OBJECTIVE:
From the listing below, return each line that includes "index".

DATA EXCERPT:
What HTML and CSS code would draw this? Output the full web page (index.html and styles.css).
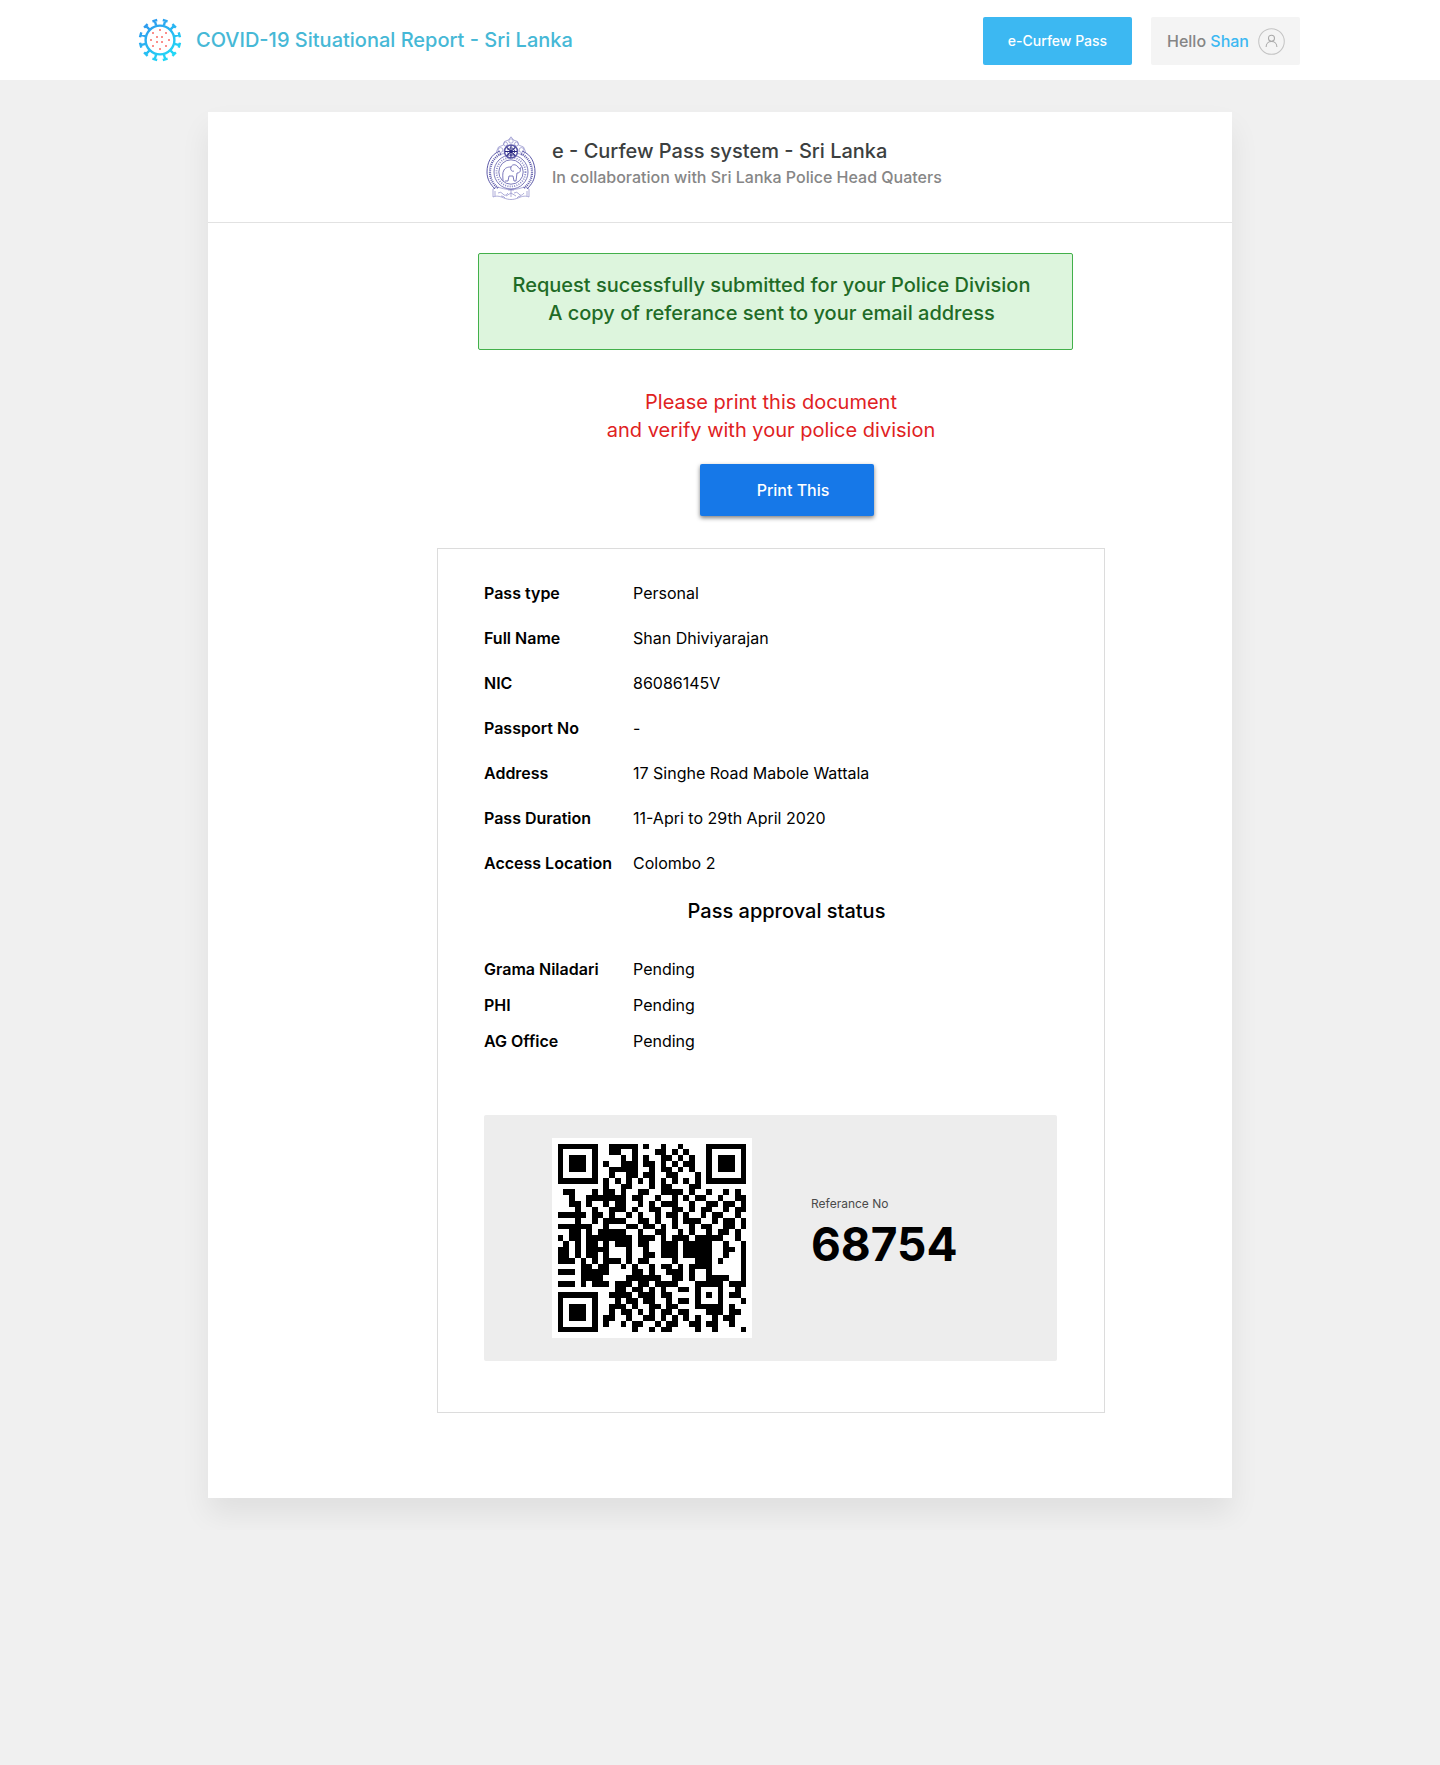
FILE: index.html
```html
<!DOCTYPE html>
<html lang="en">
<head>
<meta charset="utf-8">
<meta name="viewport" content="width=device-width, initial-scale=1">
<title>e-Curfew Pass - Sri Lanka</title>
<link rel="stylesheet" href="styles.css">
</head>
<body>
<header class="topbar">
  <div class="topbar-inner">
    <a class="brand" href="#">
      <svg class="brand-logo" viewBox="-22 -22 44 44" aria-hidden="true">
        <defs>
          <linearGradient id="virus" gradientUnits="userSpaceOnUse" x1="-14" y1="-20" x2="14" y2="20">
            <stop offset="0" stop-color="#2f95ee"/><stop offset="1" stop-color="#20dff7"/>
          </linearGradient>
        </defs>
        <g fill="none" stroke="url(#virus)" stroke-width="2.400">
          <circle r="14.400"/>
          <path d="M3.900-14.500 5.200-19.300M2.800-20 7.600-18.700M10.600-10.600 14.100-14.100M12.400-15.900 15.900-12.400M14.500-3.900 19.300-5.200M18.700-7.600 20-2.800M14.500 3.900 19.300 5.200M18.700 7.600 20 2.800M10.600 10.600 14.100 14.100M12.400 15.900 15.900 12.400M3.900 14.500 5.200 19.300M2.800 20 7.600 18.700M-3.900-14.500-5.200-19.300M-2.800-20-7.600-18.700M-10.600-10.600-14.100-14.100M-12.400-15.900-15.900-12.400M-14.500-3.900-19.300-5.200M-18.700-7.600-20-2.800M-14.500 3.900-19.300 5.200M-18.700 7.600-20 2.800M-10.600 10.600-14.100 14.100M-12.400 15.900-15.900 12.400M-3.900 14.500-5.200 19.300M-2.800 20-7.600 18.700"/>
        </g>
        <path fill="#fa8f8c" d="M-1-11h2v2h-2zM-8-8h2v2h-2zM5-8h2v2h-2zM-4-4h2v2h-2zM1-4h2v2h-2zM-10-1h2v2h-2zM8-1h2v2h-2zM-4 1h2v2h-2zM1 1h2v2h-2zM-8 5h2v2h-2zM5 5h2v2h-2zM-1 8h2v2h-2z"/>
      </svg>
      <span>COVID-19 Situational Report - Sri Lanka</span>
    </a>
    <nav class="topbar-actions">
      <button class="btn-pass" type="button">e-Curfew Pass</button>
      <button class="btn-user" type="button">
        <span>Hello <b>Shan</b></span>
        <svg class="avatar" viewBox="0 0 26 26" fill="none" stroke="#c4c4c4" aria-hidden="true">
          <circle cx="13" cy="13" r="12.300"/>
          <g stroke="#a9a9a9"><circle cx="13" cy="9.800" r="2.900"/><path d="M7.800 18.200c0-7 10.400-7 10.400 0"/></g>
        </svg>
      </button>
    </nav>
  </div>
</header>

<main class="card">
  <header class="card-head">
    <svg class="emblem" viewBox="0 0 50 64" fill="none" stroke="#5b58a8" aria-hidden="true">
      <g stroke-width=".7" stroke="#8d8bc8">
        <path d="M25 .8l2.500 3.200 4 1.500 1 3.500 5 2 2 4.500-2 3-6-1M25 .8l-2.500 3.200-4 1.500-1 3.500-5 2-2 4.500 2 3 6-1"/>
        <circle cx="25" cy="5" r="2.200"/><circle cx="19.500" cy="8" r="2"/><circle cx="30.500" cy="8" r="2"/>
        <circle cx="14.500" cy="14" r="2.400"/><circle cx="35.500" cy="14" r="2.400"/>
        <path d="M7 53c2-2 5-2 8-1 6 2 14 2 20 0 3-1 6-1 8 1v8c-5-2-8 0-11 1-5 2-9 2-14 0-3-1-6-3-11-1z"/>
        <path d="M12 57q3-2 5 1t5-1M28 57q3-2 5 1t5-1M20 60l5-3 5 3M22 54h6M25 53v8M9 55v5M41 55v5M15 60q3 0 4 2M35 60q-3 0-4 2"/>
      </g>
      <path d="M14 15C5 18 1 27 1 36c0 7 3 12 8 17M36 15c9 3 13 12 13 21 0 7-3 12-8 17" stroke-width="1"/>
      <path d="M15 18C8 21 4 28 4 36c0 7 3 12 8 16M35 18c7 3 11 10 11 18 0 7-3 12-8 16" stroke-width="2.200" stroke-dasharray="1 1"/>
      <circle cx="25" cy="36" r="17" stroke-width=".8"/>
      <circle cx="25" cy="36" r="14.500" stroke-width="1.800" stroke-dasharray="1 1.300" stroke="#8d8bc8"/>
      <circle cx="25" cy="36" r="12.200" stroke-width=".8"/>
      <path d="M17 45c0-4-1-8 1-11s5-3 7-3c1-3 5-3 7 0 1 2 3 2 3 0M19 45h3l1-5h4l1 5h2l1-8c3 0 4-2 3-5M25 31c-1 3 1 5 3 4" stroke-width=".9" stroke="#6e6bb5"/>
      <circle cx="25" cy="15.500" r="6.500" stroke-width="1.600"/>
      <path d="M25 9.500v12M19 15.500h12M20.800 11.300l8.400 8.400M29.200 11.300l-8.400 8.400" stroke="#25237f" stroke-width="1.100"/>
      <circle cx="25" cy="15.500" r="3.600" stroke="#25237f" stroke-width="1" stroke-dasharray="1.500 1"/>
    </svg>
    <div class="card-heading">
      <h1 class="card-title">e - Curfew Pass system - Sri Lanka</h1>
      <p class="card-sub">In collaboration with Sri Lanka Police Head Quaters</p>
    </div>
  </header>

  <div class="content">
    <p class="notice">Request sucessfully submitted for your Police Division<br>A copy of referance sent to your email address</p>
    <p class="warning">Please print this document<br>and verify with your police division</p>
    <div class="print-row"><button class="btn-print" type="button">Print This</button></div>

    <section class="pass">
      <table class="details">
        <tr><th scope="row">Pass type</th><td>Personal</td></tr>
        <tr><th scope="row">Full Name</th><td>Shan Dhiviyarajan</td></tr>
        <tr><th scope="row">NIC</th><td>86086145V</td></tr>
        <tr><th scope="row">Passport No</th><td>-</td></tr>
        <tr><th scope="row">Address</th><td>17 Singhe Road Mabole Wattala</td></tr>
        <tr><th scope="row">Pass Duration</th><td>11-Apri to 29th April 2020</td></tr>
        <tr><th scope="row">Access Location</th><td>Colombo 2</td></tr>
      </table>
      <h2 class="status-title">Pass approval status</h2>
      <table class="details approvals">
        <tr><th scope="row">Grama Niladari</th><td>Pending</td></tr>
        <tr><th scope="row">PHI</th><td>Pending</td></tr>
        <tr><th scope="row">AG Office</th><td>Pending</td></tr>
      </table>
      <div class="reference">
        <svg class="qr" viewBox="-1 -1 35 35" shape-rendering="crispEdges" role="img" aria-label="QR code"><path id="qr-modules"/></svg>
        <div class="ref-text">
          <p class="ref-label">Referance No</p>
          <p class="ref-number">68754</p>
        </div>
      </div>
    </section>
  </div>
</main>
<script src="qr.js"></script>
</body>
</html>
```
FILE: styles.css
```css
* { box-sizing: border-box; }

body {
  margin: 0;
  background: #f0f0f0;
  color: #000;
  font-family: Inter, "Open Sans", sans-serif;
  font-size: 16px;
  line-height: 24px;
}

h1, h2, p { margin: 0; }
button { border: 0; font: inherit; cursor: pointer; }

.topbar { padding-right: 2px; background: #fff; }
.topbar-inner {
  display: flex;
  align-items: center;
  justify-content: space-between;
  flex-wrap: wrap;
  gap: 16px;
  max-width: 1162px;
  min-height: 80px;
  margin: 0 auto;
}
.brand {
  display: flex;
  align-items: center;
  gap: 14px;
  color: #46b8d6;
  font-size: 20px;
  font-weight: 500;
  line-height: 28px;
  text-decoration: none;
}
.brand-logo { width: 44px; height: 44px; flex: none; }
.topbar-actions { display: flex; gap: 19px; padding-top: 2px; }
.btn-pass, .btn-user { width: 149px; height: 48px; border-radius: 2px; }
.btn-pass { background: #3cb8f2; color: #fff; font-size: 14px; font-weight: 500; }
.btn-user {
  display: flex;
  align-items: center;
  justify-content: space-between;
  padding: 0 15px 0 16px;
  background: #f4f4f4;
  color: #858585;
  font-weight: 500;
}
.btn-user b { color: #3cb8f2; font-weight: 500; }
.avatar { width: 27px; height: 27px; }

.card {
  max-width: 1024px;
  margin: 32px auto;
  padding-bottom: 85px;
  background: #fff;
  box-shadow: 0 16px 28px rgba(0, 0, 0, .07);
}
.card-head {
  display: flex;
  justify-content: center;
  gap: 16px;
  padding: 24px 16px 22px;
  border-bottom: 1px solid #e2e2e2;
}
.emblem { width: 50px; height: 64px; flex: none; }
.card-heading { flex: 0 1 402px; padding-top: 1px; }
.card-title { color: #3c3f3f; font-size: 20px; font-weight: 500; line-height: 28px; }
.card-sub { color: #868686; font-weight: 500; }

.content {
  width: 668px;
  max-width: 100%;
  margin: 0 auto;
}
.notice {
  margin: 30px 32px 0 41px;
  padding: 17px 16px 22px 8px;
  border: 1px solid #42b04a;
  border-radius: 2px;
  background: #ddf5dd;
  color: #1f6b26;
  font-size: 20px;
  font-weight: 500;
  line-height: 28px;
  text-align: center;
}
.warning {
  margin-top: 38px;
  color: #e0221f;
  font-size: 20px;
  line-height: 28px;
  text-align: center;
}
.print-row { display: flex; justify-content: center; padding: 20px 0 32px 32px; }
.btn-print {
  width: 174px;
  height: 52px;
  padding: 0 0 0 12px;
  border-radius: 2px;
  background: #1678e8;
  box-shadow: 0 2px 4px rgba(0, 0, 0, .5);
  color: #fff;
  font-weight: 500;
}

.pass { padding: 21px 47px 51px 46px; border: 1px solid #dcdcdc; }
.details { width: 100%; border-collapse: collapse; }
.details th, .details td { height: 45px; padding: 0; text-align: left; }
.details th { width: 149px; font-weight: 600; }
.details.approvals th, .details.approvals td { height: 36px; }
.status-title {
  margin: 12px 0 26px;
  padding-left: 32px;
  font-size: 20px;
  font-weight: 500;
  line-height: 28px;
  text-align: center;
}
.reference {
  display: flex;
  align-items: center;
  flex-wrap: wrap;
  gap: 59px;
  margin-top: 56px;
  padding: 23px 68px;
  border-radius: 2px;
  background: #ededed;
}
.qr { width: 200px; height: 200px; background: #fff; }
.ref-text { padding-bottom: 5px; }
.ref-label { color: #4a4a4a; font-size: 12px; line-height: 16px; }
.ref-number { font-size: 46px; font-weight: 700; line-height: 64px; }

@media (min-width: 1024px) {
  .content { margin-left: 229px; }
}
```
FILE: qr.js
```js
// Modules of the pass QR code, one string per row.
const rows = [
  "#######..#####.#..#..#....#######",
  "#.....#..##..#...##.#.#...#.....#",
  "#.###.#....#.#.#..##.#.#..#.###.#",
  "#.###.#.#..###.##.#.#.##..#.###.#",
  "#.###.#..#####..#.##.#.#..#.###.#",
  "#.....#..#..##.##..##...#.#.....#",
  "#######.#.#.#.#.#.#.#.#.#.#######",
  "........#..##...#.##...##........",
  ".##...#.##.#..##..####.#..#..#.#.",
  "..#..#######.##..#..#.#.##..#..##",
  "..##.#..#.##..#.#.###..#..##.##.#",
  "...#..#..###.#..##..##.#.##..#.##",
  "#####.##.#..#.#..#.##.#..#.##..#.",
  "...#..#.####..##.#..#.###..#.##.#",
  "######..#...##.##.#.#..#.##..##.#",
  "..##.#.#####..#..##..#.#..#.##.#.",
  "#.##.########.###.#.###.#####..#.",
  ".#.#.##.#.###.##..###.#####..#..#",
  "##.#.####...#..#..###.#####..##.#",
  "##.#.##.#...#..##.###.#####..#..#",
  "###.#.#.###.#.##....#...###.#...#",
  "....##.##..#.#..#.##.#.####.....#",
  "###.#####....##.#..###.#..#.....#",
  "....####....######..##.#..####..#",
  "###.#.###.###.##.####...#####.###",
  "..........##.##.#.#..##.#...#..#.",
  "#######..####.###.##....#.#.#.##.",
  "#.....#...#.##.##..#.##.#...#...#",
  "#.###.#..###.#..##.##...#####.#..",
  "#.###.#..#.##.#.#.##.##...###.##.",
  "#.###.#.##..#..##.#.#.#.#..#.##..",
  "#.....#.#..#.##..#.##..##.##..#..",
  "#######......#..#.##....#..#....#"
];

const runs = rows.flatMap((row, y) =>
  [...row.matchAll(/#+/g)].map(run => `M${run.index} ${y}h${run[0].length}v1h-${run[0].length}z`)
);
document.getElementById("qr-modules").setAttribute("d", runs.join(""));
```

EXERCISE RESULT:
What HTML and CSS code would draw this? Output the full web page (index.html and styles.css).
FILE: index.html
  [...row.matchAll(/#+/g)].map(run => `M${run.index} ${y}h${run[0].length}v1h-${run[0].length}z`)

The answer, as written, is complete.